Without further ado, let's start at the top!

One of the wonderful things about modern programming languages is that they enable us to create fancy applications without worrying about the nitty-gritty details of the hardware behind the scenes (for the most part).

This is called abstraction – the ability to work with higher-level tools (in this case programming languages) that simplify and narrow down the required scope of our understanding and skills.

However, that doesn't mean it's useless to know the basics of the metal that your code is executing on. At the very least, being aware of a few tidbits will help you navigate workplace conversations about high CPU and memory usage.

So, here is a bare minimum of computer architecture basics to get you started:

Your computer's most important parts live on microchips (also known as integrated circuits).
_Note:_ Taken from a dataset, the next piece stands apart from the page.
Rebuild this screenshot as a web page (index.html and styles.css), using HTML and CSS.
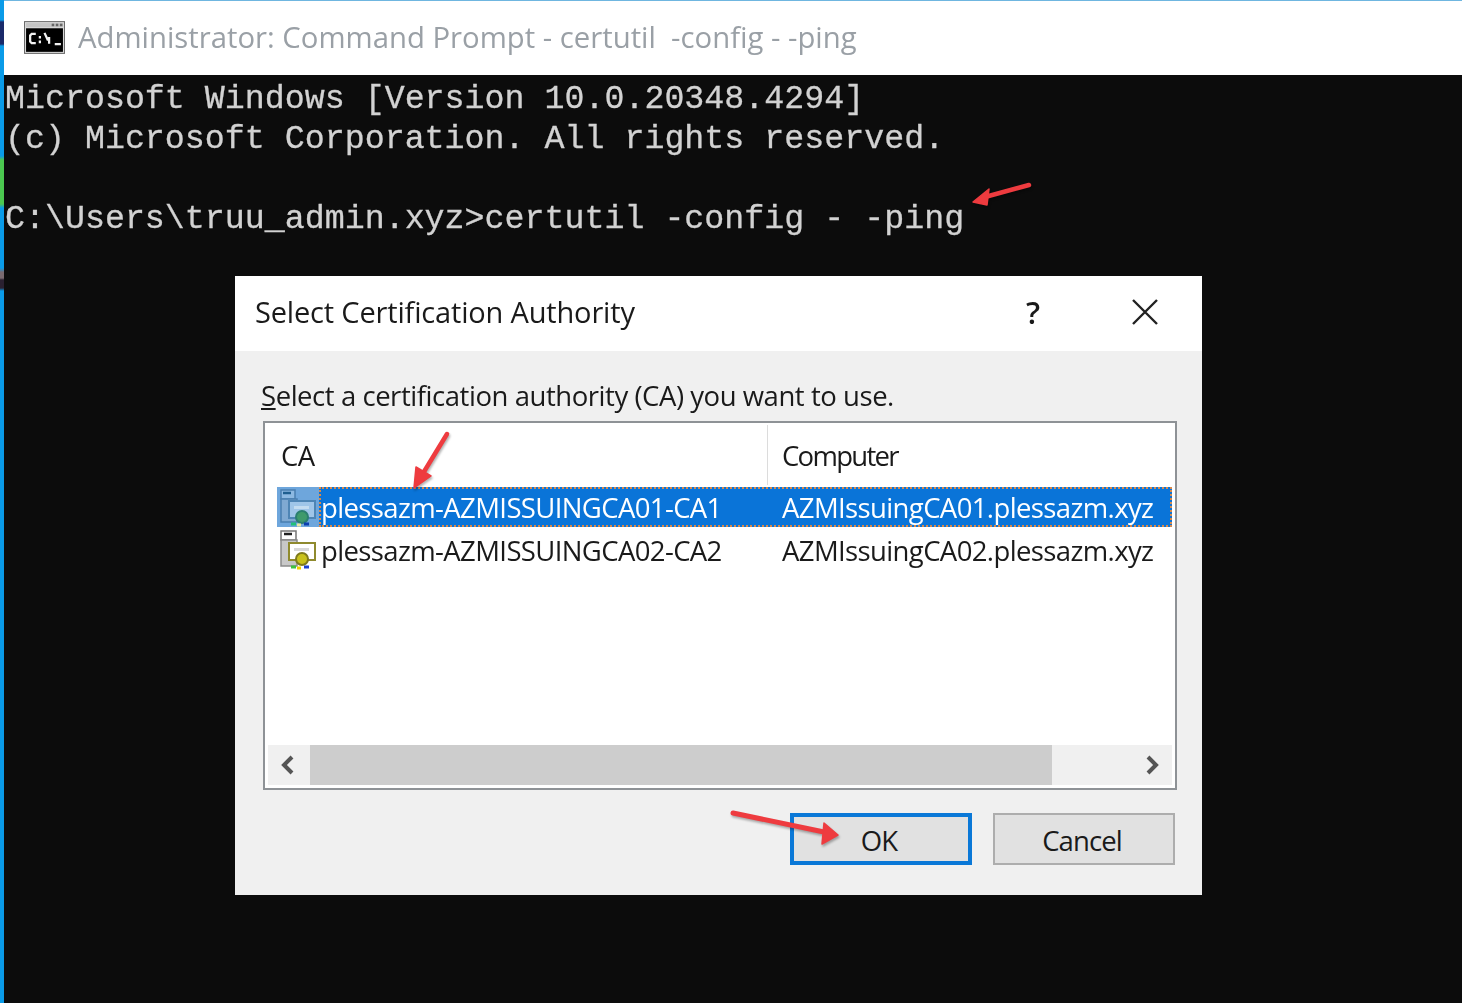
FILE: index.html
```html
<!DOCTYPE html>
<html lang="en">
<head>
<meta charset="utf-8">
<title>Select Certification Authority</title>
<link rel="stylesheet" href="styles.css">
</head>
<body>
<div class="screen">
  <div class="edge"></div>
  <main class="console">
    <header class="titlebar">
      <svg class="cmd-icon" viewBox="0 0 40 32" aria-hidden="true">
        <rect x="0.5" y="0.5" width="39" height="31" fill="#dcdcdc" stroke="#6a6a6a"/>
        <rect x="2" y="2" width="36" height="4" fill="#c4c4c4"/>
        <rect x="27" y="2.5" width="2.5" height="2.5" fill="#666"/><rect x="31" y="2.5" width="2.5" height="2.5" fill="#666"/><rect x="35" y="2.5" width="2.5" height="2.5" fill="#666"/>
        <rect x="2" y="7" width="36" height="23" fill="#000"/>
        <path d="M11.5 12.5H7.5L6 14v6l1.5 1.5h4M15.5 14.5v2.5M15.5 19v2.5M20 11.5l3 6.5h2.5M24.5 15.5v6.5M30 22.5h6" fill="none" stroke="#f2f2f2" stroke-width="2.2"/>
      </svg>
      <span class="title-text">Administrator: Command Prompt - certutil &nbsp;-config - -ping</span>
    </header>
    <pre class="output">Microsoft Windows [Version 10.0.20348.4294]
(c) Microsoft Corporation. All rights reserved.

C:\Users\truu_admin.xyz&gt;certutil -config - -ping</pre>
  </main>
</div>

<section class="dialog">
  <header class="dialog-head">
    <h1 class="dialog-title">Select Certification Authority</h1>
    <span class="help">?</span>
    <svg class="close" viewBox="0 0 26 26" aria-hidden="true"><path d="M1 1l24 24M25 1L1 25" fill="none" stroke="#222" stroke-width="2.4"/></svg>
  </header>
  <div class="dialog-body">
    <p class="prompt"><u>S</u>elect a certification authority (CA) you want to use.</p>
    <div class="list">
      <div class="list-head">
        <span class="col-ca">CA</span>
        <span class="col-computer">Computer</span>
      </div>
      <div class="row selected">
        <svg class="ca-icon" viewBox="0 0 42 40" aria-hidden="true">
          <rect x="0" y="0" width="42" height="40" fill="#6ea6dc"/>
          <path d="M4 3h14v9H4z" fill="#8db9e2" stroke="#4a7fb0" stroke-width="1.5"/>
          <path d="M6 6h8" stroke="#1f5f90" stroke-width="2.5"/>
          <path d="M4 12h16v23H4z" fill="#7fa9d2" stroke="#4a7fb0" stroke-width="1.5"/>
          <rect x="12" y="14" width="26" height="17" fill="#9fc5e8" stroke="#4e85b5" stroke-width="2"/>
          <rect x="17" y="19" width="15" height="3" fill="#c4dcf0"/>
          <circle cx="25" cy="30" r="6" fill="#3f9a6c" stroke="#2b7f70" stroke-width="2"/>
          <path d="M14 37h5" stroke="#22c07a" stroke-width="3"/><path d="M20 38h4" stroke="#e8e8a0" stroke-width="3"/><path d="M27 37h5" stroke="#0b3fb0" stroke-width="3"/>
        </svg>
        <div class="cells">
          <span class="cell-ca">plessazm-AZMISSUINGCA01-CA1</span>
          <span class="cell-computer">AZMIssuingCA01.plessazm.xyz</span>
        </div>
      </div>
      <div class="row">
        <svg class="ca-icon" viewBox="0 0 42 40" aria-hidden="true">
          <path d="M4 1h15v9H4z" fill="#fff" stroke="#777" stroke-width="1.5"/>
          <path d="M7 4h8" stroke="#222" stroke-width="2.5"/>
          <path d="M4 10h16v26H4z" fill="#c8c8c8" stroke="#8a8a8a" stroke-width="1.5"/>
          <rect x="12" y="13" width="26" height="17" fill="#fff" stroke="#8f8a2e" stroke-width="2"/>
          <rect x="17" y="18" width="15" height="3" fill="#d8d8d8"/>
          <circle cx="25" cy="29" r="6" fill="#c9c21c" stroke="#7f7a1c" stroke-width="2"/>
          <path d="M14 37h5" stroke="#3fc23f" stroke-width="3"/><path d="M20 38h4" stroke="#f0d000" stroke-width="3"/><path d="M27 37h5" stroke="#1b3fd0" stroke-width="3"/>
        </svg>
        <div class="cells">
          <span class="cell-ca">plessazm-AZMISSUINGCA02-CA2</span>
          <span class="cell-computer">AZMIssuingCA02.plessazm.xyz</span>
        </div>
      </div>
      <div class="list-fill"></div>
      <div class="scrollbar">
        <svg class="arrow-btn" viewBox="0 0 42 40" aria-hidden="true"><path d="M24 12l-8 8 8 8" fill="none" stroke="#555" stroke-width="4"/></svg>
        <div class="track"><div class="thumb"></div></div>
        <svg class="arrow-btn" viewBox="0 0 42 40" aria-hidden="true"><path d="M18 12l8 8-8 8" fill="none" stroke="#555" stroke-width="4"/></svg>
      </div>
    </div>
    <div class="actions">
      <button class="btn default" type="button">OK</button>
      <button class="btn" type="button">Cancel</button>
    </div>
  </div>
</section>

<svg class="annotations" viewBox="0 0 1462 1003" aria-hidden="true">
  <g fill="#ee3b3f" stroke="#ee3b3f" stroke-linecap="round" stroke-linejoin="round">
    <path d="M1029 185L985 197" stroke-width="4.5" fill="none"/>
    <path d="M973 202L989 189L987 205z" stroke-width="1.5"/>
    <path d="M447 434L422 475" stroke-width="4.5" fill="none"/>
    <path d="M414 488L416 467L431 476z" stroke-width="1.5"/>
    <path d="M733 813L824 832" stroke-width="5" fill="none"/>
    <path d="M838 835L824 823L822 844z" stroke-width="1.5"/>
  </g>
</svg>
</body>
</html>
```

FILE: styles.css
```css
* { box-sizing: border-box; }
html, body { margin: 0; height: 100%; overflow: hidden; background: #0c0c0c; }

.screen { display: flex; height: 1003px; }
.edge {
  width: 4px; flex: none;
  background: linear-gradient(#0a9be8 0 20px, #1a2a6a 22px 44px, #0a9be8 46px 156px, #4cc850 160px 204px, #0a9be8 208px 268px, #7a6a70 272px 278px, #2a2030 280px 288px, #0a9be8 291px 100%);
}
.console { flex: 1; display: flex; flex-direction: column; border-top: 1px solid #6fb6e0; }

.titlebar {
  height: 74px; flex: none; background: #fff;
  display: flex; align-items: center; gap: 13px; padding: 0 0 2px 20px;
}
.cmd-icon { width: 41px; height: 33px; flex: none; filter: blur(.5px); }
.title-text {
  font: 29.3px/1 "Open Sans", "Noto Sans", sans-serif;
  color: #9aa0a6; white-space: nowrap; filter: blur(.35px);
  padding-top: 2px;
}

.output {
  margin: 0; padding: 4px 0 0 1px;
  font: 33.3px/40px "Liberation Mono", monospace;
  color: #d2d2d2; filter: blur(.45px);
  -webkit-text-stroke: .3px #d2d2d2;
}

.dialog {
  position: absolute; left: 235px; top: 276px; width: 967px; height: 619px;
  background: #f0f0f0; display: flex; flex-direction: column;
  font-family: "Open Sans", "Noto Sans", sans-serif; color: #1a1a1a;
}
.dialog-head {
  height: 75px; flex: none; background: #fff;
  display: flex; align-items: center; padding: 0 44px 4px 20px;
}
.dialog-title { margin: 0; flex: 1; font-size: 29px; font-weight: 400; letter-spacing: -.17px; white-space: nowrap; filter: blur(.35px); }
.help { font-size: 31px; font-weight: 600; margin-right: 92px; filter: blur(.35px); }
.close { width: 26px; height: 26px; flex: none; filter: blur(.3px); }

.dialog-body { flex: 1; padding: 0 25px 30px 26px; display: flex; flex-direction: column; min-height: 0; }
.prompt { margin: 0; height: 70px; padding-top: 25px; font-size: 27.5px; letter-spacing: -.45px; line-height: 40px; white-space: nowrap; filter: blur(.35px); }

.list {
  height: 369px; flex: none; margin-left: 2px;
  border: 2px solid #8e9296; background: #fff; padding: 2px 3px 3px 3px;
  display: flex; flex-direction: column; overflow: hidden;
}
.list-head { height: 60px; flex: none; display: flex; align-items: stretch; font-size: 27.5px; letter-spacing: -.55px; }
.col-ca { width: 500px; padding: 6px 0 0 13px; line-height: 50px; border-right: 1px solid #dcdcdc; filter: blur(.3px); }
.col-computer { padding: 6px 0 0 14px; line-height: 50px; letter-spacing: -1.7px; filter: blur(.3px); }

.row { height: 43px; flex: none; display: flex; align-items: center; font-size: 27.5px; letter-spacing: -.62px; padding-left: 9px; white-space: nowrap; }
.ca-icon { width: 42px; height: 40px; flex: none; filter: blur(.4px); }
.cells { flex: 1; display: flex; height: 40px; line-height: 42px; }
.cell-ca { width: 463px; flex: none; padding-left: 2px; filter: blur(.3px); }
.cell-computer { flex: 1; filter: blur(.3px); }
.row.selected { color: #fff; }
.row.selected .cells { background: #0a74d8; outline: 2px dotted #d88a4c; outline-offset: -2px; }

.list-fill { flex: 1; }
.scrollbar { height: 40px; flex: none; display: flex; background: #f0f0f0; }
.arrow-btn { width: 42px; height: 40px; flex: none; }
.track { flex: 1; min-width: 0; }
.thumb { width: 742px; height: 100%; background: #cdcdcd; }

.actions { display: flex; justify-content: flex-end; gap: 21px; padding: 23px 2px 0 0; }
.btn {
  width: 182px; height: 52px; font: 27.5px "Open Sans", "Noto Sans", sans-serif; letter-spacing: -.9px;
  color: #1a1a1a; background: #e1e1e1; border: 2px solid #adadad; padding: 2px 4px 0 0;
}
.btn.default { border: 4px solid #0a78d7; }

.annotations { position: absolute; left: 0; top: 0; width: 1462px; height: 1003px; pointer-events: none; filter: drop-shadow(1px 2px 1px rgba(0,0,0,.3)); }
```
Microchips rely on an electrical component called a transistor to function. Transistors are tiny electrical switches that are either off (0) or on (1) at any given time. A single microchip can contain millions or billions of tiny transistors embedded on it.

Most modern computers have a microchip called the Central Processing Unit (CPU). You can think of it as the computer’s brain. It handles most of the number crunching and logical tasks that the computer performs.

Each CPU has something called an instruction set, which is a collection of binary (zeros and ones) commands that the CPU understands. Luckily, we don't really need to worry about these as software devs! That is the power of abstraction.

If the CPU is the logical center of the brain, it is useful to have memory as well to store information temporarily or for the long term.

Computers have Random Access Memory (RAM) as "working memory" (or short-term memory) to store information that is actively being used by running programs.

RAM is made up of a collection of memory addresses, which can be used to store bits of data. In older languages like C, programmers do have access to working directly with memory addresses using a feature called pointers, but this is rare in more modern languages.

Finally, we'll touch on a component you're surely familiar with – the hard drive. In our analogy of the brain, this represents long-term memory. A hard drive is an internal or external device that stores data that should persist even after the computer is turned off.

Before moving on to more details about programming languages, let's spend a second talking about data. But what exactly do we mean by the word data?

At a high level, we think of things like text documents, images, videos, emails, files, and folders. These are all high-level data structures that we create and save on our computers every day.

But underneath the hood, a computer chip (like a CPU or RAM chip) has no idea what an "image" or a "video" is.

From a chip’s perspective, all of these structures are stored as long sequences of ones and zeros. These ones and zeros are called bits.

Bits are commonly stored in a set of eight at a time, known as a byte. A byte is simply a sequence of eight bits, such as 00000001, 01100110, or 00001111. Representing information in this way is called a binary representation.

In the previous section, we mentioned that most computers rely on a CPU, and a CPU can understand a specific set of instructions in the form of ones and zeros.

Therefore, we could theoretically write code that tells the CPU what to do by stringing together long sequences of ones and zeros in a form the CPU understands. Instructions written in binary form like this are called machine code.

Sounds horrible to work with, doesn't it? Well it probably is, but I wouldn't know since I mostly use higher-level programming languages like JavaScript, Python, and Java.

A higher-level programming language provides a set of human-readable keywords, statements, and syntax rules that are much simpler for people to learn, debug, and work with.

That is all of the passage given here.